Началось всё 14 декабря, когда федеральные войска ( «федералы» как их презрительно называли тогда ныне свалившие за рубеж журналюхи) вошли в Чечню. Алкопрезидент, посидев на диете из сухого винишка пару дней, даже смог предъявить Джохару Дудаеву, рулившему тогда Чечнёй типа ультиматум. Тот, рассчитывая на заграницу, послал опойку на три русских буквы. И понеслось поехало. Воевали тогда не добровольцы за денежку, а срочники за еду. Несмотря на это двигались быстро, к 28 декабря захватив основной опорный пункт всех военных в дальнейшем – Ханкалу. ( Торгуя капорами в контейнере, я даже не думал, что и мне случиться как-то раз посетить это место в серой форме с капитанскими звёздами). В новогоднюю ночь штурмовали Грозный. В ответку нам устраивали теракты, в Москве были взорваны бомбы в Московском государственном педагогическом университете, физико-математической школе № 354, в гостинице «Метрополь» и трансформаторной подстанции № 510 «Мосэнерго». Но при этом количестве жертв не было. После взрывов милиция получила ультиматум от «группы офицеров» о выводе войск из Чечни. В феврале Джохар со своими свалил из Грозного и ушёл в горы, где и началась долгая и страшная война.
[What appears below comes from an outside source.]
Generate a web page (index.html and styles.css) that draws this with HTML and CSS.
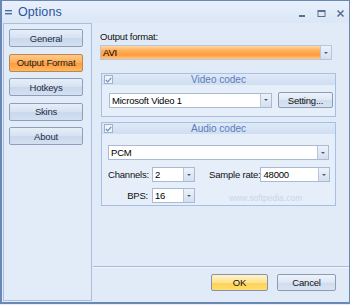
FILE: index.html
```html
<!DOCTYPE html>
<html lang='en'>

<head>
  <meta charset='utf-8'>
  <title>Options</title>
  <link rel="stylesheet" href="styles.css">
</head>

<body>
  <div class="window">
    <div class="titlebar">
      <svg class="sys-icon" width="8" height="7" viewBox="0 0 8 7">
        <rect x="0" y="1" width="7" height="1.4" fill="#4c6da5"/>
        <rect x="0" y="4" width="7" height="1.4" fill="#4c6da5"/>
      </svg>
      <span class="title">Options</span>
      <div class="controls">
        <svg width="9" height="9" viewBox="0 0 9 9"><rect x="1" y="6" width="6" height="2" fill="#5b6f90"/></svg>
        <svg width="9" height="9" viewBox="0 0 9 9"><rect x="1" y="1.5" width="7" height="6" fill="none" stroke="#5b6f90" stroke-width="1"/><rect x="1" y="1" width="7" height="2" fill="#5b6f90"/></svg>
        <svg width="9" height="9" viewBox="0 0 9 9"><path d="M1.5 1.5 L7.5 7.5 M7.5 1.5 L1.5 7.5" stroke="#5b6f90" stroke-width="1.6"/></svg>
      </div>
    </div>
    <div class="main">
      <div class="sidebar">
        <div class="side-btn">General</div>
        <div class="side-btn active">Output Format</div>
        <div class="side-btn">Hotkeys</div>
        <div class="side-btn">Skins</div>
        <div class="side-btn">About</div>
      </div>
      <div class="content">
        <div class="label top-label">Output format:</div>
        <div class="combo combo-orange format-combo">
          <span class="combo-text">AVI</span>
          <span class="drop"><i></i></span>
        </div>

        <div class="group video-group">
          <div class="group-head">
            <span class="check"><svg width="7" height="6" viewBox="0 0 7 6"><path d="M0.8 3 L2.7 4.9 L6.3 0.8" fill="none" stroke="#6f8fbf" stroke-width="1.2"/></svg></span>
            <span>Video codec</span>
          </div>
          <div class="group-body video-body">
            <div class="combo video-combo">
              <span class="combo-text">Microsoft Video 1</span>
              <span class="drop"><i></i></span>
            </div>
            <div class="btn setting-btn">Setting...</div>
          </div>
        </div>

        <div class="group audio-group">
          <div class="group-head">
            <span class="check"><svg width="7" height="6" viewBox="0 0 7 6"><path d="M0.8 3 L2.7 4.9 L6.3 0.8" fill="none" stroke="#6f8fbf" stroke-width="1.2"/></svg></span>
            <span>Audio codec</span>
          </div>
          <div class="group-body audio-body">
            <div class="combo pcm-combo">
              <span class="combo-text">PCM</span>
              <span class="drop"><i></i></span>
            </div>
            <div class="audio-row">
              <span class="label row-label">Channels:</span>
              <div class="combo small-combo">
                <span class="combo-text">2</span>
                <span class="drop"><i></i></span>
              </div>
              <span class="label rate-label">Sample rate:</span>
              <div class="combo rate-combo">
                <span class="combo-text">48000</span>
                <span class="drop"><i></i></span>
              </div>
            </div>
            <div class="audio-row bps-row">
              <span class="label row-label">BPS:</span>
              <div class="combo small-combo">
                <span class="combo-text">16</span>
                <span class="drop"><i></i></span>
              </div>
            </div>
          </div>
          <span class="watermark">www.softpedia.com</span>
        </div>

        <div class="spacer"></div>
        <div class="footer">
          <div class="btn ok-btn">OK</div>
          <div class="btn cancel-btn">Cancel</div>
        </div>
      </div>
    </div>
  </div>
</body>

</html>
```

FILE: styles.css
```css
* {
  margin: 0;
  padding: 0;
  box-sizing: border-box;
}

html,
body {
  width: 350px;
  height: 305px;
  background-color: #e6eef9;
  font-family: "Liberation Sans", Arial, sans-serif;
  font-size: 9.5px;
  color: #000;
  overflow: hidden;
}

.window {
  width: 350px;
  height: 304px;
  border: 1px solid #6a88b6;
  border-left-width: 2px;
  border-bottom-width: 2px;
  background-color: #e1ebf8;
  display: flex;
  flex-direction: column;
}

.titlebar {
  height: 22px;
  display: flex;
  align-items: center;
  padding-left: 3px;
  background: linear-gradient(#e8f0fb, #dbe7f6);
}

.sys-icon {
  margin-top: 1px;
}

.title {
  margin-left: 5px;
  font-size: 12.5px;
  color: #2b54a0;
  letter-spacing: 0.1px;
}

.controls {
  margin-left: auto;
  display: flex;
  gap: 10px;
  padding-right: 4px;
  margin-top: 2px;
}

.main {
  flex: 1;
  display: flex;
}

.sidebar {
  width: 89px;
  margin-left: 1px;
  margin-bottom: 1px;
  border: 1px solid #a9bfdd;
  background-color: #e2ecf9;
  padding: 5px 0 0 5px;
  display: flex;
  flex-direction: column;
  gap: 6.5px;
}

.side-btn {
  width: 74px;
  height: 18px;
  border: 1px solid #8d9fbb;
  border-radius: 2px;
  background: linear-gradient(#e7eef8, #d6e2f2 50%, #c9d8ec 51%, #d3e0f1);
  display: flex;
  align-items: center;
  justify-content: center;
  color: #1d2b44;
  letter-spacing: -0.2px;
  white-space: nowrap;
}

.side-btn.active {
  border-color: #b98a4e;
  background: linear-gradient(#ffc98a, #ffac55 50%, #ff9a38 51%, #ffb865);
  color: #202020;
}

.content {
  flex: 1;
  display: flex;
  flex-direction: column;
  padding: 0 0 0 8px;
}

.label {
  color: #111;
  letter-spacing: -0.2px;
  white-space: nowrap;
  flex-shrink: 0;
}

.top-label {
  margin-top: 8px;
  line-height: 12px;
}

.combo {
  height: 15px;
  border: 1px solid #a9bad3;
  background-color: #fff;
  display: flex;
  align-items: center;
  padding-left: 2px;
  letter-spacing: -0.2px;
  flex-shrink: 0;
}

.combo-text {
  flex: 1;
  white-space: nowrap;
}

.drop {
  width: 11px;
  height: 13px;
  border-left: 1px solid #b8c7dc;
  background: linear-gradient(#edf2fa, #d4dfee);
  display: flex;
  align-items: center;
  justify-content: center;
}

.drop i {
  width: 0;
  height: 0;
  border-left: 2.5px solid transparent;
  border-right: 2.5px solid transparent;
  border-top: 2.5px solid #4b5d7c;
}

.format-combo {
  margin-top: 2px;
  width: 232px;
  height: 15px;
}

.combo-orange {
  background: linear-gradient(#ffd8a6, #ffae5c 35%, #ff9c3c 70%, #ffc68a);
  border-color: #b9c6d8;
}

.group {
  position: relative;
  width: 235px;
  margin-left: 1px;
  border: 1px solid #a6bfe2;
  background-color: #e6eefa;
}

.video-group {
  margin-top: 13px;
  height: 44px;
}

.audio-group {
  margin-top: 5px;
  height: 84px;
}

.group-head {
  height: 11px;
  display: flex;
  align-items: center;
  justify-content: center;
  position: relative;
  background: linear-gradient(#dfe9f7, #cfdef2);
  color: #5a7cba;
  font-size: 10px;
}

.check {
  position: absolute;
  left: 2px;
  top: 1px;
  width: 9px;
  height: 9px;
  border: 1px solid #9fb3d0;
  background-color: #eef3fa;
  display: flex;
  align-items: center;
  justify-content: center;
}

.video-body {
  display: flex;
  align-items: center;
  padding: 7px 0 0 7px;
}

.video-combo {
  width: 163px;
}

.btn {
  height: 16px;
  border: 1px solid #8d9cb4;
  border-radius: 2px;
  background: linear-gradient(#eef3fa, #dde7f4 50%, #cfdcee 51%, #d9e4f2);
  display: flex;
  align-items: center;
  justify-content: center;
  letter-spacing: -0.2px;
  color: #111;
}

.setting-btn {
  width: 55px;
  margin-left: 6px;
}

.audio-body {
  padding: 11px 6px 0 6px;
}

.pcm-combo {
  width: 221px;
}

.audio-row {
  display: flex;
  align-items: center;
  margin-top: 7px;
}

.bps-row {
  margin-top: 6px;
}

.row-label {
  width: 40px;
  text-align: right;
}

.small-combo {
  width: 43px;
  margin-left: 4px;
}

.rate-label {
  margin-left: 14px;
}

.rate-combo {
  width: 70px;
  margin-left: auto;
}

.watermark {
  position: absolute;
  left: 127px;
  top: 70px;
  color: #c9d5e6;
  font-size: 8.5px;
}

.spacer {
  flex: 1;
}

.footer {
  border-top: 1px solid #a7bcdc;
  box-shadow: inset 0 1px 0 #f2f6fc;
  margin-left: -7px;
  height: 36px;
  display: flex;
  justify-content: flex-end;
  padding: 7px 13px 0 0;
  gap: 9px;
}

.ok-btn {
  width: 57px;
  height: 17px;
  border-color: #8592a8;
  background: linear-gradient(#fff3cf, #ffe28e 50%, #ffd24f 51%, #ffdd72);
}

.cancel-btn {
  width: 59px;
  height: 17px;
}
```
Помимо войны по стране шахтёры стали стучать касками по рельсам от голода. До сих пор не понимаю, почему они стучали касками по рельсам, а не по головам приватизаторов своих шахт.
На шахтеров и студентов денег не было, а вот на восстановление символов нового нашли: в январе стартовало начало работ по восстановлению Храма Христа Спасителя в Москве.
Наши бывшие наши, а теперь совсем не ненаши из самой медленной из всех прибалтийских тигров страны, приняли закон «О языке». Ну то есть свой язык он типа хороший, а другой типа говно. Из таких законов и вырастают потом писальщики на памятники со шпротой в зубах.
Что ещё? Вышел «Майор Пэйн». «Сейчас я расскажу тебе сказку про паровозик, который смог». Сони выпустила самую первую плойку.